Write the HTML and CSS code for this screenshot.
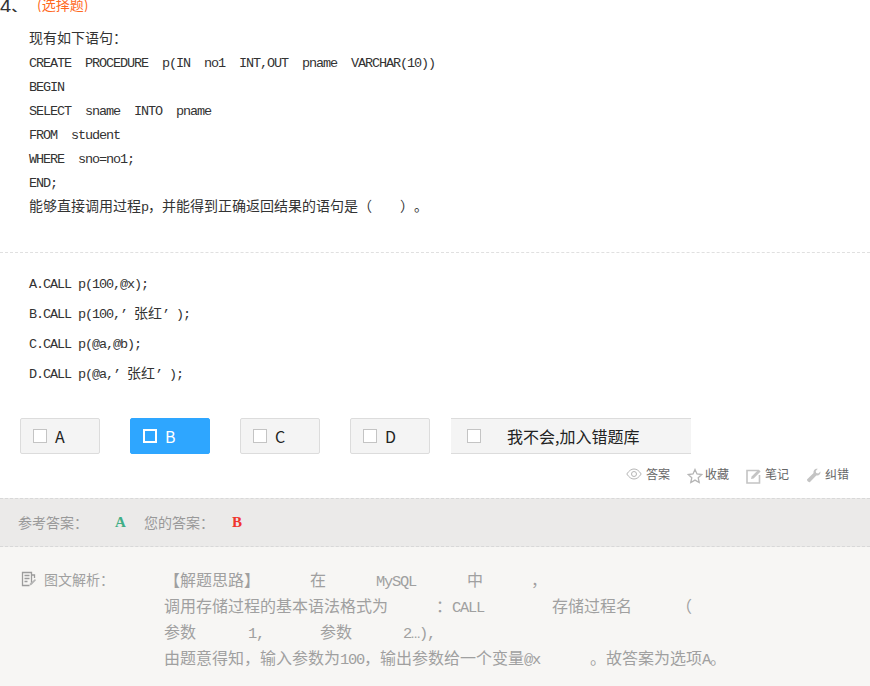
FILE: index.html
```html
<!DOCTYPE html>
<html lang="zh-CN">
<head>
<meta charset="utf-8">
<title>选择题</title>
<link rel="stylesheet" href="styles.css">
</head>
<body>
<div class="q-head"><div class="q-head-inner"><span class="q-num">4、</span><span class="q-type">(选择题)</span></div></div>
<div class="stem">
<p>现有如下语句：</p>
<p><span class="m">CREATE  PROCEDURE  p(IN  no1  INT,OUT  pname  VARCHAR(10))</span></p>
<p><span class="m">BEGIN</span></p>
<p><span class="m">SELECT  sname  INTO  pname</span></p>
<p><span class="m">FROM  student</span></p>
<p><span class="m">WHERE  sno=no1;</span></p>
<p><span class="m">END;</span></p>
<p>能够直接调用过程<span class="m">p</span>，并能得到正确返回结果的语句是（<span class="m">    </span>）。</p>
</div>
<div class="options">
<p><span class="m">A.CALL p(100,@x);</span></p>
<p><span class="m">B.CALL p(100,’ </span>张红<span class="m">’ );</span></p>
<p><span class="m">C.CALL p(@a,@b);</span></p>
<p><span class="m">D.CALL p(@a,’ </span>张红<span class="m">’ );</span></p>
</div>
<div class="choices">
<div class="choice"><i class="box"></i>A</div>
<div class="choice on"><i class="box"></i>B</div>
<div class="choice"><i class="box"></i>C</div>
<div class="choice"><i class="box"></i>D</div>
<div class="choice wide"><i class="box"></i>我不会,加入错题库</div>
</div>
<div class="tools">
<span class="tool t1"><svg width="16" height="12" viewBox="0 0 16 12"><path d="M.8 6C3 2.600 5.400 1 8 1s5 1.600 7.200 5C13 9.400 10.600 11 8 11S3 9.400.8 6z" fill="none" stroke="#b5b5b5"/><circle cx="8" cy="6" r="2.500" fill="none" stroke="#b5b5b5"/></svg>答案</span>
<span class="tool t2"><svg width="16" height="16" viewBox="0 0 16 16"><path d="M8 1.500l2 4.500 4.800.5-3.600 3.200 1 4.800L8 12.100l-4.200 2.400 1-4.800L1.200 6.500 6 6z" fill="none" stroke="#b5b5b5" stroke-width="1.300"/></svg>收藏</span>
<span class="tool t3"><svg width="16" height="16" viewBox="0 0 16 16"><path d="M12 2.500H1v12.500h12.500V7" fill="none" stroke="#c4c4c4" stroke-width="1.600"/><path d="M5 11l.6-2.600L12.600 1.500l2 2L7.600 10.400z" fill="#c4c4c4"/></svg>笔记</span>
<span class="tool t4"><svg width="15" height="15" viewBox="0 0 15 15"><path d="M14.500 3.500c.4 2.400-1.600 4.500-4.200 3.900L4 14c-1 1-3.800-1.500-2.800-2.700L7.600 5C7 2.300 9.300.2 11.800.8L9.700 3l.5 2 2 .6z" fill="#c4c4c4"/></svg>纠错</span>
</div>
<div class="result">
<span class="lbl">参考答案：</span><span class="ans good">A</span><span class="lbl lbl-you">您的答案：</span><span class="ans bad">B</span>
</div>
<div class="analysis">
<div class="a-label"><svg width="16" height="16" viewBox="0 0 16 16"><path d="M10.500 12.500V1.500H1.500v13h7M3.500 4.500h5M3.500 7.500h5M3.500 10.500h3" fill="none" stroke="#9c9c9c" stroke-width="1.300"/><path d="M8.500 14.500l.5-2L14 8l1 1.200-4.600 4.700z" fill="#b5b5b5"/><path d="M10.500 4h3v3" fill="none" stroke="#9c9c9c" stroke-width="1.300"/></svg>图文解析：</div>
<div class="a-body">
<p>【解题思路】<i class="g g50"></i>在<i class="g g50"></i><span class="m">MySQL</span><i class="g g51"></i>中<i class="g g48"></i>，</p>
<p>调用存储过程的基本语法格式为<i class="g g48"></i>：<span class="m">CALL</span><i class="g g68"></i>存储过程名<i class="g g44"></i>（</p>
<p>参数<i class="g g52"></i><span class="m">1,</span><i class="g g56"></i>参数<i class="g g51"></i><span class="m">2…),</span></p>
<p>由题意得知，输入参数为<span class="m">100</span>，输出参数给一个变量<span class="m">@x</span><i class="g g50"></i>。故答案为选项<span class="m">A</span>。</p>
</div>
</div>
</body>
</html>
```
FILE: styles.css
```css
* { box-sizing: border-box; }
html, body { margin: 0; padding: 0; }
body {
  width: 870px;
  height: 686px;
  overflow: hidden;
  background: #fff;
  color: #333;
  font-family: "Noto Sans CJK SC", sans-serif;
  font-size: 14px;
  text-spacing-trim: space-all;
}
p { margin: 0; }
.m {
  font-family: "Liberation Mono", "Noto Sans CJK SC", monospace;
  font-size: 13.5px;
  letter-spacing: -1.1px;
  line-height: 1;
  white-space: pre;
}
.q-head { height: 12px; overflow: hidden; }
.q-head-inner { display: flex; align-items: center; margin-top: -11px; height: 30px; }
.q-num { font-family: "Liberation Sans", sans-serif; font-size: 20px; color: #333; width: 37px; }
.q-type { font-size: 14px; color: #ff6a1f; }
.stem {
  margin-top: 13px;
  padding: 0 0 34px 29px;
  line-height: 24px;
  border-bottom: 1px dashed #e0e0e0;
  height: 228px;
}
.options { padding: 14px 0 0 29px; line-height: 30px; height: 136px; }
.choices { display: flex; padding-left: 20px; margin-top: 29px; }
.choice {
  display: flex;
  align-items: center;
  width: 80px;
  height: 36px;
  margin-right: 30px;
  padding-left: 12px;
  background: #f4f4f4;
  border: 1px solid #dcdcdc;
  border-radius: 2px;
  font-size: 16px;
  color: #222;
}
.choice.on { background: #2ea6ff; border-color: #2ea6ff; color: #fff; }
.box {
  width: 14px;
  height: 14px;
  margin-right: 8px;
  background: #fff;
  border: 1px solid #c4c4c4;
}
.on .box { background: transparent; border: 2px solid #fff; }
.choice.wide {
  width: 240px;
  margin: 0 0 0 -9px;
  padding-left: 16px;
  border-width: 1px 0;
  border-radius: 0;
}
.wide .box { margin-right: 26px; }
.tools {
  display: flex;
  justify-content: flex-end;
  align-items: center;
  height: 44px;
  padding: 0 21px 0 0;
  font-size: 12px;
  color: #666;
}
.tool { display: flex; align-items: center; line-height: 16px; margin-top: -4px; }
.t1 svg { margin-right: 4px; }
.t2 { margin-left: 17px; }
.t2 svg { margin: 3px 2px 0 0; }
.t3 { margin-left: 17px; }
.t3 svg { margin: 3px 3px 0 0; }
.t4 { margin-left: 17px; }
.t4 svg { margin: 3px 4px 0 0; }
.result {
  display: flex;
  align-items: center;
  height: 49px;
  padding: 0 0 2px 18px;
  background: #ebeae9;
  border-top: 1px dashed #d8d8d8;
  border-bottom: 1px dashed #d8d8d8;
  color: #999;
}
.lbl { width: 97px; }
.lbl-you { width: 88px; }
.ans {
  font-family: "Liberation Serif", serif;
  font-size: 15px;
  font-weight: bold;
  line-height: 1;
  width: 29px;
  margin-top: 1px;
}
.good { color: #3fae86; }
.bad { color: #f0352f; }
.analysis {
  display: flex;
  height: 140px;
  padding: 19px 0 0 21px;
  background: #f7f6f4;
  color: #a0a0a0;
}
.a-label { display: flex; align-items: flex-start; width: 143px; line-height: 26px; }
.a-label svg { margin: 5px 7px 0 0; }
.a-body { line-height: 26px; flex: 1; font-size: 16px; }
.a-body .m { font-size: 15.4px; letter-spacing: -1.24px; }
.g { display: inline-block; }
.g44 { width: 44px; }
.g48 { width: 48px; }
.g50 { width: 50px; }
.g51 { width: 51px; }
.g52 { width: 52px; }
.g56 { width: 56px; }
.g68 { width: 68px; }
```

------------------------------------------------------------

# Work required
Exclude the images and reproduce the remaining data exactly.

# Response to the exercise
Write the HTML and CSS code for this screenshot.
FILE: index.html
```html
<!DOCTYPE html>
<html lang="zh-CN">
<head>
<meta charset="utf-8">
<title>选择题</title>
<link rel="stylesheet" href="styles.css">
</head>
<body>
<div class="q-head"><div class="q-head-inner"><span class="q-num">4、</span><span class="q-type">(选择题)</span></div></div>
<div class="stem">
<p>现有如下语句：</p>
<p><span class="m">CREATE  PROCEDURE  p(IN  no1  INT,OUT  pname  VARCHAR(10))</span></p>
<p><span class="m">BEGIN</span></p>
<p><span class="m">SELECT  sname  INTO  pname</span></p>
<p><span class="m">FROM  student</span></p>
<p><span class="m">WHERE  sno=no1;</span></p>
<p><span class="m">END;</span></p>
<p>能够直接调用过程<span class="m">p</span>，并能得到正确返回结果的语句是（<span class="m">    </span>）。</p>
</div>
<div class="options">
<p><span class="m">A.CALL p(100,@x);</span></p>
<p><span class="m">B.CALL p(100,’ </span>张红<span class="m">’ );</span></p>
<p><span class="m">C.CALL p(@a,@b);</span></p>
<p><span class="m">D.CALL p(@a,’ </span>张红<span class="m">’ );</span></p>
</div>
<div class="choices">
<div class="choice"><i class="box"></i>A</div>
<div class="choice on"><i class="box"></i>B</div>
<div class="choice"><i class="box"></i>C</div>
<div class="choice"><i class="box"></i>D</div>
<div class="choice wide"><i class="box"></i>我不会,加入错题库</div>
</div>
<div class="tools">
<span class="tool t1"><svg width="16" height="12" viewBox="0 0 16 12"><path d="M.8 6C3 2.600 5.400 1 8 1s5 1.600 7.200 5C13 9.400 10.600 11 8 11S3 9.400.8 6z" fill="none" stroke="#b5b5b5"/><circle cx="8" cy="6" r="2.500" fill="none" stroke="#b5b5b5"/></svg>答案</span>
<span class="tool t2"><svg width="16" height="16" viewBox="0 0 16 16"><path d="M8 1.500l2 4.500 4.800.5-3.600 3.200 1 4.800L8 12.100l-4.200 2.400 1-4.800L1.200 6.500 6 6z" fill="none" stroke="#b5b5b5" stroke-width="1.300"/></svg>收藏</span>
<span class="tool t3"><svg width="16" height="16" viewBox="0 0 16 16"><path d="M12 2.500H1v12.500h12.500V7" fill="none" stroke="#c4c4c4" stroke-width="1.600"/><path d="M5 11l.6-2.600L12.600 1.500l2 2L7.600 10.400z" fill="#c4c4c4"/></svg>笔记</span>
<span class="tool t4"><svg width="15" height="15" viewBox="0 0 15 15"><path d="M14.500 3.500c.4 2.400-1.600 4.500-4.200 3.900L4 14c-1 1-3.800-1.500-2.800-2.700L7.600 5C7 2.300 9.300.2 11.800.8L9.700 3l.5 2 2 .6z" fill="#c4c4c4"/></svg>纠错</span>
</div>
<div class="result">
<span class="lbl">参考答案：</span><span class="ans good">A</span><span class="lbl lbl-you">您的答案：</span><span class="ans bad">B</span>
</div>
<div class="analysis">
<div class="a-label"><svg width="16" height="16" viewBox="0 0 16 16"><path d="M10.500 12.500V1.500H1.500v13h7M3.500 4.500h5M3.500 7.500h5M3.500 10.500h3" fill="none" stroke="#9c9c9c" stroke-width="1.300"/><path d="M8.500 14.500l.5-2L14 8l1 1.200-4.600 4.700z" fill="#b5b5b5"/><path d="M10.500 4h3v3" fill="none" stroke="#9c9c9c" stroke-width="1.300"/></svg>图文解析：</div>
<div class="a-body">
<p>【解题思路】<i class="g g50"></i>在<i class="g g50"></i><span class="m">MySQL</span><i class="g g51"></i>中<i class="g g48"></i>，</p>
<p>调用存储过程的基本语法格式为<i class="g g48"></i>：<span class="m">CALL</span><i class="g g68"></i>存储过程名<i class="g g44"></i>（</p>
<p>参数<i class="g g52"></i><span class="m">1,</span><i class="g g56"></i>参数<i class="g g51"></i><span class="m">2…),</span></p>
<p>由题意得知，输入参数为<span class="m">100</span>，输出参数给一个变量<span class="m">@x</span><i class="g g50"></i>。故答案为选项<span class="m">A</span>。</p>
</div>
</div>
</body>
</html>
```
FILE: styles.css
```css
* { box-sizing: border-box; }
html, body { margin: 0; padding: 0; }
body {
  width: 870px;
  height: 686px;
  overflow: hidden;
  background: #fff;
  color: #333;
  font-family: "Noto Sans CJK SC", sans-serif;
  font-size: 14px;
  text-spacing-trim: space-all;
}
p { margin: 0; }
.m {
  font-family: "Liberation Mono", "Noto Sans CJK SC", monospace;
  font-size: 13.5px;
  letter-spacing: -1.1px;
  line-height: 1;
  white-space: pre;
}
.q-head { height: 12px; overflow: hidden; }
.q-head-inner { display: flex; align-items: center; margin-top: -11px; height: 30px; }
.q-num { font-family: "Liberation Sans", sans-serif; font-size: 20px; color: #333; width: 37px; }
.q-type { font-size: 14px; color: #ff6a1f; }
.stem {
  margin-top: 13px;
  padding: 0 0 34px 29px;
  line-height: 24px;
  border-bottom: 1px dashed #e0e0e0;
  height: 228px;
}
.options { padding: 14px 0 0 29px; line-height: 30px; height: 136px; }
.choices { display: flex; padding-left: 20px; margin-top: 29px; }
.choice {
  display: flex;
  align-items: center;
  width: 80px;
  height: 36px;
  margin-right: 30px;
  padding-left: 12px;
  background: #f4f4f4;
  border: 1px solid #dcdcdc;
  border-radius: 2px;
  font-size: 16px;
  color: #222;
}
.choice.on { background: #2ea6ff; border-color: #2ea6ff; color: #fff; }
.box {
  width: 14px;
  height: 14px;
  margin-right: 8px;
  background: #fff;
  border: 1px solid #c4c4c4;
}
.on .box { background: transparent; border: 2px solid #fff; }
.choice.wide {
  width: 240px;
  margin: 0 0 0 -9px;
  padding-left: 16px;
  border-width: 1px 0;
  border-radius: 0;
}
.wide .box { margin-right: 26px; }
.tools {
  display: flex;
  justify-content: flex-end;
  align-items: center;
  height: 44px;
  padding: 0 21px 0 0;
  font-size: 12px;
  color: #666;
}
.tool { display: flex; align-items: center; line-height: 16px; margin-top: -4px; }
.t1 svg { margin-right: 4px; }
.t2 { margin-left: 17px; }
.t2 svg { margin: 3px 2px 0 0; }
.t3 { margin-left: 17px; }
.t3 svg { margin: 3px 3px 0 0; }
.t4 { margin-left: 17px; }
.t4 svg { margin: 3px 4px 0 0; }
.result {
  display: flex;
  align-items: center;
  height: 49px;
  padding: 0 0 2px 18px;
  background: #ebeae9;
  border-top: 1px dashed #d8d8d8;
  border-bottom: 1px dashed #d8d8d8;
  color: #999;
}
.lbl { width: 97px; }
.lbl-you { width: 88px; }
.ans {
  font-family: "Liberation Serif", serif;
  font-size: 15px;
  font-weight: bold;
  line-height: 1;
  width: 29px;
  margin-top: 1px;
}
.good { color: #3fae86; }
.bad { color: #f0352f; }
.analysis {
  display: flex;
  height: 140px;
  padding: 19px 0 0 21px;
  background: #f7f6f4;
  color: #a0a0a0;
}
.a-label { display: flex; align-items: flex-start; width: 143px; line-height: 26px; }
.a-label svg { margin: 5px 7px 0 0; }
.a-body { line-height: 26px; flex: 1; font-size: 16px; }
.a-body .m { font-size: 15.4px; letter-spacing: -1.24px; }
.g { display: inline-block; }
.g44 { width: 44px; }
.g48 { width: 48px; }
.g50 { width: 50px; }
.g51 { width: 51px; }
.g52 { width: 52px; }
.g56 { width: 56px; }
.g68 { width: 68px; }
```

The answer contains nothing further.